One of the basic problems of machine learning is deciding how to act in
an uncertain world. For example, if I want my robot to bring me a cup
of coffee, it must be able to compute the correct sequence of
electrical impulses to send to its motors to navigate from the coffee
pot to my office. In fact, since the results of its actions are not
completely predictable, it is not enough just to compute the correct
sequence; instead the robot must sense and correct for defiations from
its intended path.
In order for any machine learner to act reasonably in an uncertain
environment, it must solve problems like the above one quickly and
reliably. Unfortunately, the world is often so complicated that it is
difficult or impossible to find the optimal sequance of actions to
achieve a given goal. So, in order to scale our learners up to
real-world problems, we usually must settle for approximate solutions.
One representation for a learner's environment and goals is a Markov
decision process or MDP. MDPs allow us to represent actions that have
probabilistic outcomes, and to plan for complicated,
temporally-extended goals. An MDP consists of a set of states that the
environment can be in, together with rules for how the environment can
change state and for what the learner is supposed to do.
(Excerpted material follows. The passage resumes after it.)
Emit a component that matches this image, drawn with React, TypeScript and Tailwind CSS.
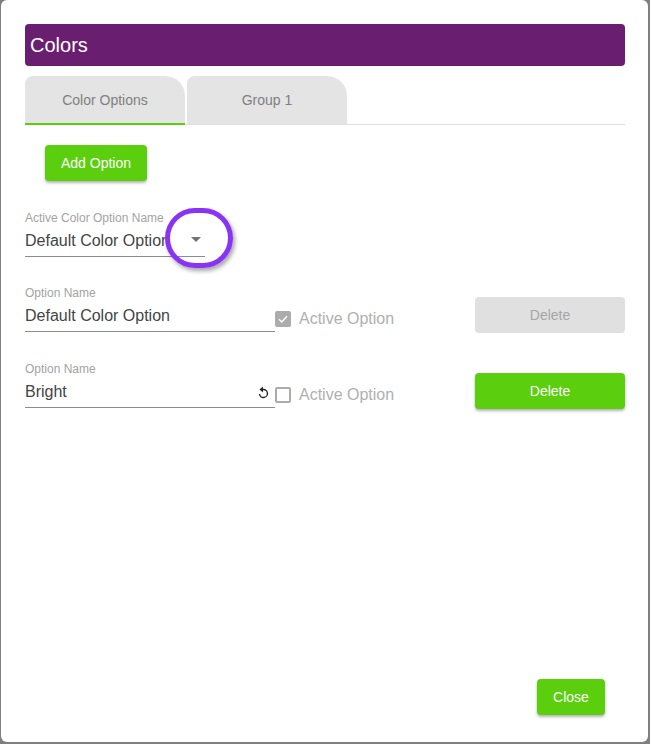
import React from "react";

const sans = { fontFamily: '"Liberation Sans", Arial, sans-serif' };

function DeleteButton({ disabled }: { disabled?: boolean }) {
  return (
    <button
      className={
        disabled
          ? "w-[150px] h-9 rounded bg-[#e0e0e0] text-[#a6a6a6] text-sm"
          : "w-[150px] h-9 rounded bg-[#5bce0e] text-white text-sm shadow-[0_2px_3px_rgba(0,0,0,0.3)]"
      }
    >
      Delete
    </button>
  );
}

function OptionRow({ value, active, reset }: { value: string; active?: boolean; reset?: boolean }) {
  return (
    <div className="flex h-[46px] mb-[30px]">
      <div className="w-[250px] shrink-0 h-[46px] border-b border-[#8c8c8c] relative">
        <div className="text-xs leading-[14px] text-[#a3a3a3]">Option Name</div>
        <div className="text-base leading-[20px] mt-[6px] text-[#444444]">{value}</div>
        {reset && (
          <svg className="absolute right-[5px] top-[23px]" width="14" height="15" viewBox="0 0 14 15" fill="none">
            <path d="M5 4.5h2.5a4 4 0 1 1-4 4.5" stroke="#222" strokeWidth="1.4" />
            <path d="M7 1.5L3.5 4.5L7 7.5Z" fill="#222" />
          </svg>
        )}
      </div>
      <div className="flex items-center h-[46px] pt-[19px] w-[200px] shrink-0">
        {active ? (
          <div className="w-4 h-4 rounded-[2px] bg-[#acacac] flex items-center justify-center">
            <svg width="12" height="12" viewBox="0 0 12 12" fill="none">
              <path d="M2 6.2L4.8 9L10 3.2" stroke="#fff" strokeWidth="1.4" />
            </svg>
          </div>
        ) : (
          <div className="w-4 h-4 rounded-[2px] border-2 border-[#acacac]" />
        )}
        <span className="ml-2 text-base text-[#b0b0b0]">Active Option</span>
      </div>
      <div className="pt-[11px] shrink-0">
        <DeleteButton disabled={active} />
      </div>
    </div>
  );
}

export default function App() {
  return (
    <div className="w-[650px] h-[744px] bg-[#7f7f7f] overflow-hidden" style={sans}>
      <div className="w-[647px] h-[742px] ml-[1px] bg-white rounded-md pl-6 pr-[23px] pt-6 relative">
        <div className="w-[600px] h-[42px] rounded bg-[#6a1e6f] text-white text-xl leading-[42px] px-[5px]">Colors</div>

        <div className="w-[600px] flex gap-[2px] mt-[10px] border-b border-[#e0e0e0] h-[49px]">
          <div className="w-[160px] h-[49px] rounded-tr-[20px] rounded-tl-lg bg-[#e4e4e4] border-b-2 border-[#5bce0e] text-sm text-[#808080] flex items-center justify-center">
            Color Options
          </div>
          <div className="w-[160px] h-[48px] rounded-tr-[20px] rounded-tl-lg bg-[#e4e4e4] text-sm text-[#808080] flex items-center justify-center">
            Group 1
          </div>
        </div>

        <button className="block ml-5 mt-5 w-[102px] h-9 rounded bg-[#5bce0e] text-white text-sm font-medium shadow-[0_2px_3px_rgba(0,0,0,0.3)]">
          Add Option
        </button>

        <div className="w-[180px] h-[46px] mt-[30px] border-b border-[#8c8c8c] relative">
          <div className="text-xs leading-[14px] text-[#a3a3a3] whitespace-nowrap">Active Color Option Name</div>
          <div className="text-base leading-[20px] mt-[6px] text-[#444444] whitespace-nowrap overflow-hidden w-[144px]">
            Default Color Option
          </div>
          <div className="absolute right-[4px] top-[26px] w-0 h-0 border-l-[5px] border-r-[5px] border-t-[5px] border-l-transparent border-r-transparent border-t-[#757575]" />
        </div>
        <div className="absolute left-[164px] top-[208px] w-[68px] h-[60px] rounded-full border-[5px] border-[#8a33f5] shadow-[2px_3px_4px_rgba(0,0,0,0.35)]" />

        <div className="mt-[29px]">
          <OptionRow value="Default Color Option" active />
          <OptionRow value="Bright" reset />
        </div>

        <button className="absolute left-[536px] top-[679px] w-[68px] h-9 rounded bg-[#5bce0e] text-white text-sm font-medium shadow-[0_2px_3px_rgba(0,0,0,0.3)]">
          Close
        </button>
      </div>
    </div>
  );
}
One way to approach a large MDP is to try to compute an approximation
to its optimal state evaluation function, the function which tells us
how much reward the learner can be expected to achieve if the world is
in a particular state. If the approximation is good enough, we can use
a shallow search to find a good action from most states. Researchers
have tried many different ways to approximate evaluation functions.
This thesis aims for a middle ground, between algorithms that don't
scale well because they use an impoverished representation for the
evaluation function and algorithms that we can't analyze because they
use too complicated a representation.